The company will look into business dealings Alexander may have had in connection with the 2014 rape case, the Mint reported citing sources familiar with Uber India’s operations. His role was first reviewed as a part of Uber’s wide probe on sexual harassment in which the company fired 20 people. Alexander was said to have shown the records to then Uber CEO Travis Kalanick and top executive Emil Michael, after which the three of them doubted whether the woman had been raped. The law firm is also checking whether other executives in India had acted inappropriately in the rape case.
“This matter will continue to be a major distraction for Uber in the foreseeable future. It’s not going to go away anytime soon. In fact, this is just the beginning,” said one of the sources to the Mint.

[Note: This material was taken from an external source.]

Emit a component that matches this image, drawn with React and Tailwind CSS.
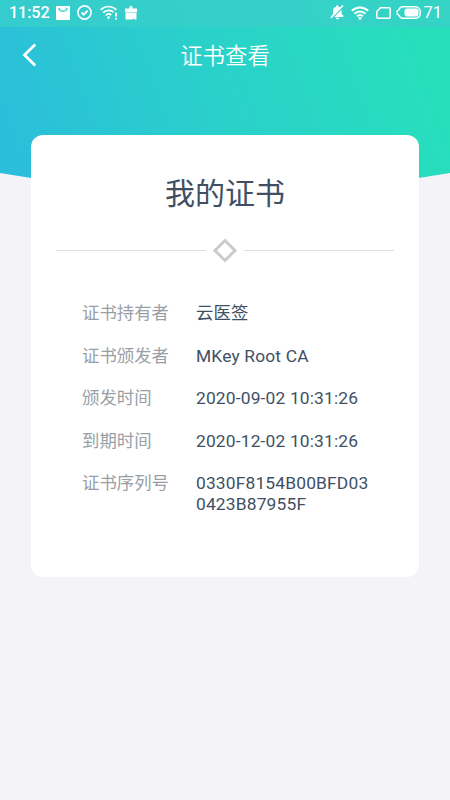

Asia Operations Under Review
All this is coming under the ambit of Uber’s law firm O’Melveny & Myers Llp, which is reviewing the company’s Asia operations. The December 2014 rape case was a watershed moment for Uber in India, following which the company was banned by the Delhi government for a few weeks. The company bounced back with stricter driver verification processes that included adding an SOS button on its app and launching an expensive public relations campaign, including television ads, to repair its image.
Former Expedia CEO Dara Khosrowshahi was named Uber’s new CEO after several months of hunt to replace Kalanick.